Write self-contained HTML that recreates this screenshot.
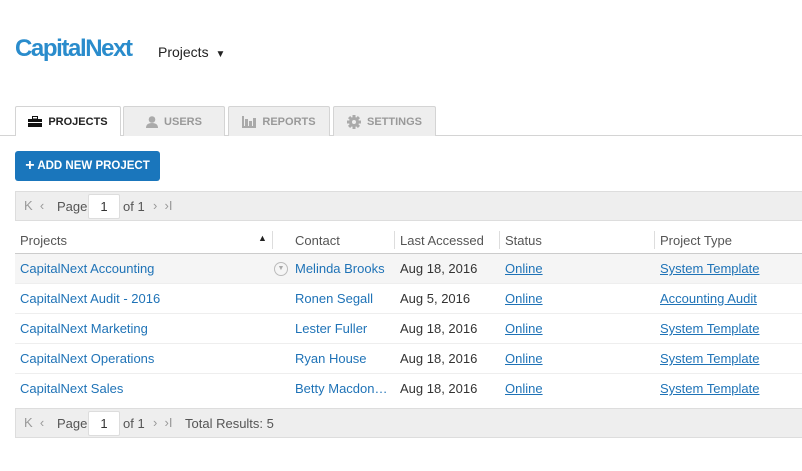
<!DOCTYPE html>
<html><head><style>
*{margin:0;padding:0;box-sizing:border-box}
body{width:802px;height:471px;overflow:hidden;background:#fff;font-family:"Liberation Sans",sans-serif;font-size:13px;color:#333;position:relative}
.a{position:absolute;white-space:nowrap}
.logo{left:15px;top:35px;font-size:24px;font-weight:bold;color:#2a8ccc;letter-spacing:-1.4px}
.tab{position:absolute;top:106px;height:30px;border:1px solid #d4d4d4;border-bottom:none;background:#eee;color:#999;font-size:11px;font-weight:bold;display:flex;align-items:center;justify-content:center;gap:6px;border-radius:2px 2px 0 0}
.tab.on{background:#fff;color:#222;height:30px;z-index:2}
.pager{position:absolute;left:15px;width:800px;height:30px;background:#eee;border:1px solid #ddd;color:#555;font-size:13px}
.inp{position:absolute;left:72px;top:2px;width:32px;height:25px;background:#fff;border:1px solid #ddd;border-radius:2px;text-align:center;line-height:23px;color:#333}
.lnk{color:#1f73b7}
.u{text-decoration:underline}
.row{position:absolute;left:15px;width:787px;height:30px;border-bottom:1px solid #eee}
.row span{position:absolute;top:7px}
</style></head><body>
<div class="a logo">CapitalNext</div>
<div class="a" style="left:158px;top:44px;font-size:14px;color:#222">Projects <span style="font-size:10px;margin-left:3px">▼</span></div>
<div class="a" style="left:0;top:135px;width:802px;height:1px;background:#d4d4d4"></div>
<div class="tab on" style="left:15px;width:106px"><svg width="14" height="11" viewBox="0 0 14 11"><rect x="4.5" y="0.5" width="5" height="2.5" fill="none" stroke="#111"/><rect x="0" y="3" width="14" height="8" fill="#111"/><rect x="0" y="6" width="14" height="1" fill="#fff"/></svg>PROJECTS</div>
<div class="tab" style="left:123px;width:102px"><svg width="12" height="12" viewBox="0 0 12 12"><circle cx="6" cy="3.5" r="3.3" fill="#aaa"/><path d="M0 12 Q0 7 6 7 Q12 7 12 12Z" fill="#aaa"/></svg>USERS</div>
<div class="tab" style="left:228px;width:102px"><svg width="14" height="12" viewBox="0 0 14 12"><rect x="0" y="0" width="2" height="12" fill="#aaa"/><rect x="3" y="3" width="3" height="8" fill="#aaa"/><rect x="7" y="5" width="3" height="6" fill="#aaa"/><rect x="11" y="2" width="3" height="9" fill="#aaa"/><rect x="0" y="10" width="14" height="2" fill="#aaa"/></svg>REPORTS</div>
<div class="tab" style="left:333px;width:103px"><svg width="14" height="14" viewBox="0 0 14 14"><g fill="#aaa"><circle cx="7" cy="7" r="5"/><rect x="5.5" y="0" width="3" height="14"/><rect x="0" y="5.5" width="14" height="3"/><rect x="5.5" y="0" width="3" height="14" transform="rotate(45 7 7)"/><rect x="5.5" y="0" width="3" height="14" transform="rotate(-45 7 7)"/></g><circle cx="7" cy="7" r="2" fill="#eee"/></svg>SETTINGS</div>
<div class="a" style="left:15px;top:151px;width:145px;height:30px;background:#1a76bc;border-radius:3px;color:#fff;font-size:11.5px;font-weight:bold;line-height:30px;text-align:center"><span style="font-size:16px;vertical-align:-1px">+</span> ADD NEW PROJECT</div>
<div class="pager" style="top:191px">
<span class="a" style="left:8px;top:6px;color:#999">K&nbsp; ‹</span><span class="a" style="left:41px;top:7px">Page</span><div class="inp">1</div><span class="a" style="left:107px;top:7px">of 1</span><span class="a" style="left:137px;top:6px;color:#999">›&nbsp; ›I</span>
</div>
<div class="a" style="left:20px;top:233px;color:#555">Projects</div>
<div class="a" style="left:258px;top:233px;font-size:9px;color:#222">▲</div>
<div class="a" style="left:272px;top:231px;width:1px;height:18px;background:#ddd"></div>
<div class="a" style="left:295px;top:233px;color:#555">Contact</div>
<div class="a" style="left:394px;top:231px;width:1px;height:18px;background:#ddd"></div>
<div class="a" style="left:400px;top:233px;color:#555">Last Accessed</div>
<div class="a" style="left:499px;top:231px;width:1px;height:18px;background:#ddd"></div>
<div class="a" style="left:505px;top:233px;color:#555">Status</div>
<div class="a" style="left:654px;top:231px;width:1px;height:18px;background:#ddd"></div>
<div class="a" style="left:660px;top:233px;color:#555">Project Type</div>
<div class="a" style="left:15px;top:253px;width:787px;height:1px;background:#ccc"></div>
<div class="row" style="top:254px;background:#f5f5f5"><span class="lnk" style="left:5px">CapitalNext Accounting</span><span style="left:259px;top:8px;width:14px;height:14px;border:1px solid #bbb;border-radius:50%;font-size:7px;color:#aaa;text-align:center;line-height:12px">▼</span><span class="lnk" style="left:280px">Melinda Brooks</span><span style="left:385px">Aug 18, 2016</span><span class="lnk u" style="left:490px">Online</span><span class="lnk u" style="left:645px">System Template</span></div>
<div class="row" style="top:284px"><span class="lnk" style="left:5px">CapitalNext Audit - 2016</span><span class="lnk" style="left:280px">Ronen Segall</span><span style="left:385px">Aug 5, 2016</span><span class="lnk u" style="left:490px">Online</span><span class="lnk u" style="left:645px">Accounting Audit</span></div>
<div class="row" style="top:314px"><span class="lnk" style="left:5px">CapitalNext Marketing</span><span class="lnk" style="left:280px">Lester Fuller</span><span style="left:385px">Aug 18, 2016</span><span class="lnk u" style="left:490px">Online</span><span class="lnk u" style="left:645px">System Template</span></div>
<div class="row" style="top:344px"><span class="lnk" style="left:5px">CapitalNext Operations</span><span class="lnk" style="left:280px">Ryan House</span><span style="left:385px">Aug 18, 2016</span><span class="lnk u" style="left:490px">Online</span><span class="lnk u" style="left:645px">System Template</span></div>
<div class="row" style="top:374px;border:none"><span class="lnk" style="left:5px">CapitalNext Sales</span><span class="lnk" style="left:280px">Betty Macdon…</span><span style="left:385px">Aug 18, 2016</span><span class="lnk u" style="left:490px">Online</span><span class="lnk u" style="left:645px">System Template</span></div>
<div class="pager" style="top:408px">
<span class="a" style="left:8px;top:6px;color:#999">K&nbsp; ‹</span><span class="a" style="left:41px;top:7px">Page</span><div class="inp">1</div><span class="a" style="left:107px;top:7px">of 1</span><span class="a" style="left:137px;top:6px;color:#999">›&nbsp; ›I</span><span class="a" style="left:169px;top:7px">Total Results: 5</span>
</div>
</body></html>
_ _ _ _
Work to do: Return the whole listing, word for word, and leave out every picture.

Written solution:
Write self-contained HTML that recreates this screenshot.
<!DOCTYPE html>
<html><head><style>
*{margin:0;padding:0;box-sizing:border-box}
body{width:802px;height:471px;overflow:hidden;background:#fff;font-family:"Liberation Sans",sans-serif;font-size:13px;color:#333;position:relative}
.a{position:absolute;white-space:nowrap}
.logo{left:15px;top:35px;font-size:24px;font-weight:bold;color:#2a8ccc;letter-spacing:-1.4px}
.tab{position:absolute;top:106px;height:30px;border:1px solid #d4d4d4;border-bottom:none;background:#eee;color:#999;font-size:11px;font-weight:bold;display:flex;align-items:center;justify-content:center;gap:6px;border-radius:2px 2px 0 0}
.tab.on{background:#fff;color:#222;height:30px;z-index:2}
.pager{position:absolute;left:15px;width:800px;height:30px;background:#eee;border:1px solid #ddd;color:#555;font-size:13px}
.inp{position:absolute;left:72px;top:2px;width:32px;height:25px;background:#fff;border:1px solid #ddd;border-radius:2px;text-align:center;line-height:23px;color:#333}
.lnk{color:#1f73b7}
.u{text-decoration:underline}
.row{position:absolute;left:15px;width:787px;height:30px;border-bottom:1px solid #eee}
.row span{position:absolute;top:7px}
</style></head><body>
<div class="a logo">CapitalNext</div>
<div class="a" style="left:158px;top:44px;font-size:14px;color:#222">Projects <span style="font-size:10px;margin-left:3px">▼</span></div>
<div class="a" style="left:0;top:135px;width:802px;height:1px;background:#d4d4d4"></div>
<div class="tab on" style="left:15px;width:106px"><svg width="14" height="11" viewBox="0 0 14 11"><rect x="4.5" y="0.5" width="5" height="2.5" fill="none" stroke="#111"/><rect x="0" y="3" width="14" height="8" fill="#111"/><rect x="0" y="6" width="14" height="1" fill="#fff"/></svg>PROJECTS</div>
<div class="tab" style="left:123px;width:102px"><svg width="12" height="12" viewBox="0 0 12 12"><circle cx="6" cy="3.5" r="3.3" fill="#aaa"/><path d="M0 12 Q0 7 6 7 Q12 7 12 12Z" fill="#aaa"/></svg>USERS</div>
<div class="tab" style="left:228px;width:102px"><svg width="14" height="12" viewBox="0 0 14 12"><rect x="0" y="0" width="2" height="12" fill="#aaa"/><rect x="3" y="3" width="3" height="8" fill="#aaa"/><rect x="7" y="5" width="3" height="6" fill="#aaa"/><rect x="11" y="2" width="3" height="9" fill="#aaa"/><rect x="0" y="10" width="14" height="2" fill="#aaa"/></svg>REPORTS</div>
<div class="tab" style="left:333px;width:103px"><svg width="14" height="14" viewBox="0 0 14 14"><g fill="#aaa"><circle cx="7" cy="7" r="5"/><rect x="5.5" y="0" width="3" height="14"/><rect x="0" y="5.5" width="14" height="3"/><rect x="5.5" y="0" width="3" height="14" transform="rotate(45 7 7)"/><rect x="5.5" y="0" width="3" height="14" transform="rotate(-45 7 7)"/></g><circle cx="7" cy="7" r="2" fill="#eee"/></svg>SETTINGS</div>
<div class="a" style="left:15px;top:151px;width:145px;height:30px;background:#1a76bc;border-radius:3px;color:#fff;font-size:11.5px;font-weight:bold;line-height:30px;text-align:center"><span style="font-size:16px;vertical-align:-1px">+</span> ADD NEW PROJECT</div>
<div class="pager" style="top:191px">
<span class="a" style="left:8px;top:6px;color:#999">K&nbsp; ‹</span><span class="a" style="left:41px;top:7px">Page</span><div class="inp">1</div><span class="a" style="left:107px;top:7px">of 1</span><span class="a" style="left:137px;top:6px;color:#999">›&nbsp; ›I</span>
</div>
<div class="a" style="left:20px;top:233px;color:#555">Projects</div>
<div class="a" style="left:258px;top:233px;font-size:9px;color:#222">▲</div>
<div class="a" style="left:272px;top:231px;width:1px;height:18px;background:#ddd"></div>
<div class="a" style="left:295px;top:233px;color:#555">Contact</div>
<div class="a" style="left:394px;top:231px;width:1px;height:18px;background:#ddd"></div>
<div class="a" style="left:400px;top:233px;color:#555">Last Accessed</div>
<div class="a" style="left:499px;top:231px;width:1px;height:18px;background:#ddd"></div>
<div class="a" style="left:505px;top:233px;color:#555">Status</div>
<div class="a" style="left:654px;top:231px;width:1px;height:18px;background:#ddd"></div>
<div class="a" style="left:660px;top:233px;color:#555">Project Type</div>
<div class="a" style="left:15px;top:253px;width:787px;height:1px;background:#ccc"></div>
<div class="row" style="top:254px;background:#f5f5f5"><span class="lnk" style="left:5px">CapitalNext Accounting</span><span style="left:259px;top:8px;width:14px;height:14px;border:1px solid #bbb;border-radius:50%;font-size:7px;color:#aaa;text-align:center;line-height:12px">▼</span><span class="lnk" style="left:280px">Melinda Brooks</span><span style="left:385px">Aug 18, 2016</span><span class="lnk u" style="left:490px">Online</span><span class="lnk u" style="left:645px">System Template</span></div>
<div class="row" style="top:284px"><span class="lnk" style="left:5px">CapitalNext Audit - 2016</span><span class="lnk" style="left:280px">Ronen Segall</span><span style="left:385px">Aug 5, 2016</span><span class="lnk u" style="left:490px">Online</span><span class="lnk u" style="left:645px">Accounting Audit</span></div>
<div class="row" style="top:314px"><span class="lnk" style="left:5px">CapitalNext Marketing</span><span class="lnk" style="left:280px">Lester Fuller</span><span style="left:385px">Aug 18, 2016</span><span class="lnk u" style="left:490px">Online</span><span class="lnk u" style="left:645px">System Template</span></div>
<div class="row" style="top:344px"><span class="lnk" style="left:5px">CapitalNext Operations</span><span class="lnk" style="left:280px">Ryan House</span><span style="left:385px">Aug 18, 2016</span><span class="lnk u" style="left:490px">Online</span><span class="lnk u" style="left:645px">System Template</span></div>
<div class="row" style="top:374px;border:none"><span class="lnk" style="left:5px">CapitalNext Sales</span><span class="lnk" style="left:280px">Betty Macdon…</span><span style="left:385px">Aug 18, 2016</span><span class="lnk u" style="left:490px">Online</span><span class="lnk u" style="left:645px">System Template</span></div>
<div class="pager" style="top:408px">
<span class="a" style="left:8px;top:6px;color:#999">K&nbsp; ‹</span><span class="a" style="left:41px;top:7px">Page</span><div class="inp">1</div><span class="a" style="left:107px;top:7px">of 1</span><span class="a" style="left:137px;top:6px;color:#999">›&nbsp; ›I</span><span class="a" style="left:169px;top:7px">Total Results: 5</span>
</div>
</body></html>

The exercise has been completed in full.